▶ [What is expected]
Write out every line of the material as it stands, apart from the pictures.

▶ [Data lines]
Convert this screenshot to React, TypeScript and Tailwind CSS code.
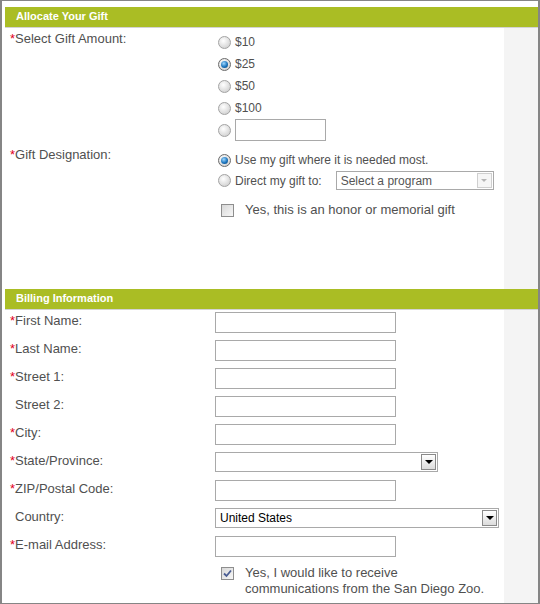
import React from "react";

const Radio = ({ checked = false }: { checked?: boolean }) => (
  <span
    className={`inline-flex h-[13px] w-[13px] shrink-0 items-center justify-center rounded-full border ${
      checked ? "border-[#6b6b6b]" : "border-[#a3a3a3]"
    } bg-[radial-gradient(circle_at_40%_35%,#ffffff,#d2d2d2_80%)]`}
  >
    {checked && (
      <span className="h-[7px] w-[7px] rounded-full bg-[radial-gradient(circle_at_40%_35%,#9fd8ff,#1b74bd_55%,#0b3f70)]" />
    )}
  </span>
);

const Checkbox = ({ checked = false }: { checked?: boolean }) => (
  <span className="inline-flex h-[13px] w-[13px] shrink-0 items-center justify-center border border-[#8e8e8e] bg-[linear-gradient(135deg,#d8d8d8,#f7f7f7)]">
    {checked && (
      <svg width="9" height="9" viewBox="0 0 9 9">
        <path d="M1 4.5 L3.5 7 L8 1.5" fill="none" stroke="#4a5d93" strokeWidth="1.8" />
      </svg>
    )}
  </span>
);

const SelectBox = ({
  text,
  width,
  height,
  disabled = false,
}: {
  text: string;
  width: string;
  height: string;
  disabled?: boolean;
}) => (
  <div
    className={`flex items-center justify-between border border-[#a9a9a9] bg-white pl-[4px] pr-[1px] ${width} ${height}`}
  >
    <span className={disabled ? "text-[12px] text-[#555]" : "text-[12px] text-black"}>{text}</span>
    {disabled ? (
      <span className="flex h-[15px] w-[15px] items-center justify-center border border-[#cfcfcf] bg-[#f6f6f6]">
        <span className="h-0 w-0 border-x-[3px] border-t-[3px] border-x-transparent border-t-[#b5b5b5]" />
      </span>
    ) : (
      <span className="flex h-[16px] w-[15px] items-center justify-center border border-[#8a8a8a] bg-[linear-gradient(#ffffff,#dcdcdc)]">
        <span className="h-0 w-0 border-x-[4px] border-t-[4px] border-x-transparent border-t-black" />
      </span>
    )}
  </div>
);

const Label = ({ text, required = true }: { text: string; required?: boolean }) => (
  <div className="w-[205px] shrink-0 leading-[16px]">
    {required ? <span className="text-[#e2001a]">*</span> : <span className="inline-block w-[5px]" />}
    {text}
  </div>
);

const Header = ({ title }: { title: string }) => (
  <div className="flex h-[21px] items-center border-b border-[#d3d3d3] bg-[#aabd24] pb-[1px] pl-[11px] text-[11px] font-bold text-white">
    {title}
  </div>
);

const TextInput = ({ width = "w-[181px]" }: { width?: string }) => (
  <div className={`mt-[2px] h-[21px] border border-[#a9a9a9] bg-white ${width}`} />
);

const amounts = ["$10", "$25", "$50", "$100"];

const billing: { label: string; required: boolean; kind: "input" | "state" | "country" }[] = [
  { label: "First Name:", required: true, kind: "input" },
  { label: "Last Name:", required: true, kind: "input" },
  { label: "Street 1:", required: true, kind: "input" },
  { label: "Street 2:", required: false, kind: "input" },
  { label: "City:", required: true, kind: "input" },
  { label: "State/Province:", required: true, kind: "state" },
  { label: "ZIP/Postal Code:", required: true, kind: "input" },
  { label: "Country:", required: false, kind: "country" },
  { label: "E-mail Address:", required: true, kind: "input" },
];

export default function App() {
  return (
    <div className="flex h-[604px] w-[540px] flex-col border-x-2 border-y border-[#858585] bg-white pl-[3px] pt-[6px] font-['Liberation_Sans',Arial,sans-serif] text-[13px] text-[#505050]">
      <Header title="Allocate Your Gift" />
      <div className="flex h-[261px]">
        <div className="flex-1 pl-[5px] pt-[3px]">
          <div className="flex">
            <Label text="Select Gift Amount:" />
            <div className="flex flex-col text-[12px]">
              {amounts.map((a) => (
                <div key={a} className="flex h-[22px] items-center gap-[4px] pl-[3px]">
                  <Radio checked={a === "$25"} />
                  <span>{a}</span>
                </div>
              ))}
              <div className="flex h-[22px] items-center gap-[4px] pl-[3px]">
                <Radio />
                <div className="h-[22px] w-[91px] border border-[#a9a9a9] bg-white" />
              </div>
            </div>
          </div>

          <div className="mt-[6px] flex">
            <Label text="Gift Designation:" />
            <div className="flex flex-col pt-[3px]">
              <div className="flex h-[20px] items-center gap-[4px] pl-[3px] text-[12px]">
                <Radio checked />
                <span>Use my gift where it is needed most.</span>
              </div>
              <div className="flex h-[21px] items-center gap-[4px] pl-[3px] text-[12px]">
                <Radio />
                <span>Direct my gift to:</span>
                <div className="ml-[10px]">
                  <SelectBox text="Select a program" width="w-[158px]" height="h-[19px]" disabled />
                </div>
              </div>
              <div className="mt-[10px] flex h-[18px] items-center gap-[11px] pl-[6px]">
                <Checkbox />
                <span>Yes, this is an honor or memorial gift</span>
              </div>
            </div>
          </div>
        </div>
        <div className="w-[34px] bg-[#f4f4f4]" />
      </div>

      <Header title="Billing Information" />
      <div className="flex flex-1">
        <div className="flex-1 pl-[5px]">
          {billing.map((row) => (
            <div key={row.label} className="flex h-[28px] items-start">
              <div className="pt-[3px]">
                <Label text={row.label} required={row.required} />
              </div>
              {row.kind === "input" && <TextInput />}
              {row.kind === "state" && (
                <div className="mt-[2px]">
                  <SelectBox text="" width="w-[223px]" height="h-[20px]" />
                </div>
              )}
              {row.kind === "country" && (
                <div className="mt-[2px]">
                  <SelectBox text="United States" width="w-[284px]" height="h-[20px]" />
                </div>
              )}
            </div>
          ))}
          <div className="flex">
            <div className="w-[205px] shrink-0" />
            <div className="flex items-start gap-[11px] pl-[6px]">
              <div className="mt-[2px]">
                <Checkbox checked />
              </div>
              <div className="pt-[3px] leading-[16px]">
                Yes, I would like to receive
                <br />
                communications from the San Diego Zoo.
              </div>
            </div>
          </div>
        </div>
        <div className="w-[34px] bg-[#f4f4f4]" />
      </div>
    </div>
  );
}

▶ [Answer for this exercise]
Convert this screenshot to React, TypeScript and Tailwind CSS code.
import React from "react";

const Radio = ({ checked = false }: { checked?: boolean }) => (
  <span
    className={`inline-flex h-[13px] w-[13px] shrink-0 items-center justify-center rounded-full border ${
      checked ? "border-[#6b6b6b]" : "border-[#a3a3a3]"
    } bg-[radial-gradient(circle_at_40%_35%,#ffffff,#d2d2d2_80%)]`}
  >
    {checked && (
      <span className="h-[7px] w-[7px] rounded-full bg-[radial-gradient(circle_at_40%_35%,#9fd8ff,#1b74bd_55%,#0b3f70)]" />
    )}
  </span>
);

const Checkbox = ({ checked = false }: { checked?: boolean }) => (
  <span className="inline-flex h-[13px] w-[13px] shrink-0 items-center justify-center border border-[#8e8e8e] bg-[linear-gradient(135deg,#d8d8d8,#f7f7f7)]">
    {checked && (
      <svg width="9" height="9" viewBox="0 0 9 9">
        <path d="M1 4.5 L3.5 7 L8 1.5" fill="none" stroke="#4a5d93" strokeWidth="1.8" />
      </svg>
    )}
  </span>
);

const SelectBox = ({
  text,
  width,
  height,
  disabled = false,
}: {
  text: string;
  width: string;
  height: string;
  disabled?: boolean;
}) => (
  <div
    className={`flex items-center justify-between border border-[#a9a9a9] bg-white pl-[4px] pr-[1px] ${width} ${height}`}
  >
    <span className={disabled ? "text-[12px] text-[#555]" : "text-[12px] text-black"}>{text}</span>
    {disabled ? (
      <span className="flex h-[15px] w-[15px] items-center justify-center border border-[#cfcfcf] bg-[#f6f6f6]">
        <span className="h-0 w-0 border-x-[3px] border-t-[3px] border-x-transparent border-t-[#b5b5b5]" />
      </span>
    ) : (
      <span className="flex h-[16px] w-[15px] items-center justify-center border border-[#8a8a8a] bg-[linear-gradient(#ffffff,#dcdcdc)]">
        <span className="h-0 w-0 border-x-[4px] border-t-[4px] border-x-transparent border-t-black" />
      </span>
    )}
  </div>
);

const Label = ({ text, required = true }: { text: string; required?: boolean }) => (
  <div className="w-[205px] shrink-0 leading-[16px]">
    {required ? <span className="text-[#e2001a]">*</span> : <span className="inline-block w-[5px]" />}
    {text}
  </div>
);

const Header = ({ title }: { title: string }) => (
  <div className="flex h-[21px] items-center border-b border-[#d3d3d3] bg-[#aabd24] pb-[1px] pl-[11px] text-[11px] font-bold text-white">
    {title}
  </div>
);

const TextInput = ({ width = "w-[181px]" }: { width?: string }) => (
  <div className={`mt-[2px] h-[21px] border border-[#a9a9a9] bg-white ${width}`} />
);

const amounts = ["$10", "$25", "$50", "$100"];

const billing: { label: string; required: boolean; kind: "input" | "state" | "country" }[] = [
  { label: "First Name:", required: true, kind: "input" },
  { label: "Last Name:", required: true, kind: "input" },
  { label: "Street 1:", required: true, kind: "input" },
  { label: "Street 2:", required: false, kind: "input" },
  { label: "City:", required: true, kind: "input" },
  { label: "State/Province:", required: true, kind: "state" },
  { label: "ZIP/Postal Code:", required: true, kind: "input" },
  { label: "Country:", required: false, kind: "country" },
  { label: "E-mail Address:", required: true, kind: "input" },
];

export default function App() {
  return (
    <div className="flex h-[604px] w-[540px] flex-col border-x-2 border-y border-[#858585] bg-white pl-[3px] pt-[6px] font-['Liberation_Sans',Arial,sans-serif] text-[13px] text-[#505050]">
      <Header title="Allocate Your Gift" />
      <div className="flex h-[261px]">
        <div className="flex-1 pl-[5px] pt-[3px]">
          <div className="flex">
            <Label text="Select Gift Amount:" />
            <div className="flex flex-col text-[12px]">
              {amounts.map((a) => (
                <div key={a} className="flex h-[22px] items-center gap-[4px] pl-[3px]">
                  <Radio checked={a === "$25"} />
                  <span>{a}</span>
                </div>
              ))}
              <div className="flex h-[22px] items-center gap-[4px] pl-[3px]">
                <Radio />
                <div className="h-[22px] w-[91px] border border-[#a9a9a9] bg-white" />
              </div>
            </div>
          </div>

          <div className="mt-[6px] flex">
            <Label text="Gift Designation:" />
            <div className="flex flex-col pt-[3px]">
              <div className="flex h-[20px] items-center gap-[4px] pl-[3px] text-[12px]">
                <Radio checked />
                <span>Use my gift where it is needed most.</span>
              </div>
              <div className="flex h-[21px] items-center gap-[4px] pl-[3px] text-[12px]">
                <Radio />
                <span>Direct my gift to:</span>
                <div className="ml-[10px]">
                  <SelectBox text="Select a program" width="w-[158px]" height="h-[19px]" disabled />
                </div>
              </div>
              <div className="mt-[10px] flex h-[18px] items-center gap-[11px] pl-[6px]">
                <Checkbox />
                <span>Yes, this is an honor or memorial gift</span>
              </div>
            </div>
          </div>
        </div>
        <div className="w-[34px] bg-[#f4f4f4]" />
      </div>

      <Header title="Billing Information" />
      <div className="flex flex-1">
        <div className="flex-1 pl-[5px]">
          {billing.map((row) => (
            <div key={row.label} className="flex h-[28px] items-start">
              <div className="pt-[3px]">
                <Label text={row.label} required={row.required} />
              </div>
              {row.kind === "input" && <TextInput />}
              {row.kind === "state" && (
                <div className="mt-[2px]">
                  <SelectBox text="" width="w-[223px]" height="h-[20px]" />
                </div>
              )}
              {row.kind === "country" && (
                <div className="mt-[2px]">
                  <SelectBox text="United States" width="w-[284px]" height="h-[20px]" />
                </div>
              )}
            </div>
          ))}
          <div className="flex">
            <div className="w-[205px] shrink-0" />
            <div className="flex items-start gap-[11px] pl-[6px]">
              <div className="mt-[2px]">
                <Checkbox checked />
              </div>
              <div className="pt-[3px] leading-[16px]">
                Yes, I would like to receive
                <br />
                communications from the San Diego Zoo.
              </div>
            </div>
          </div>
        </div>
        <div className="w-[34px] bg-[#f4f4f4]" />
      </div>
    </div>
  );
}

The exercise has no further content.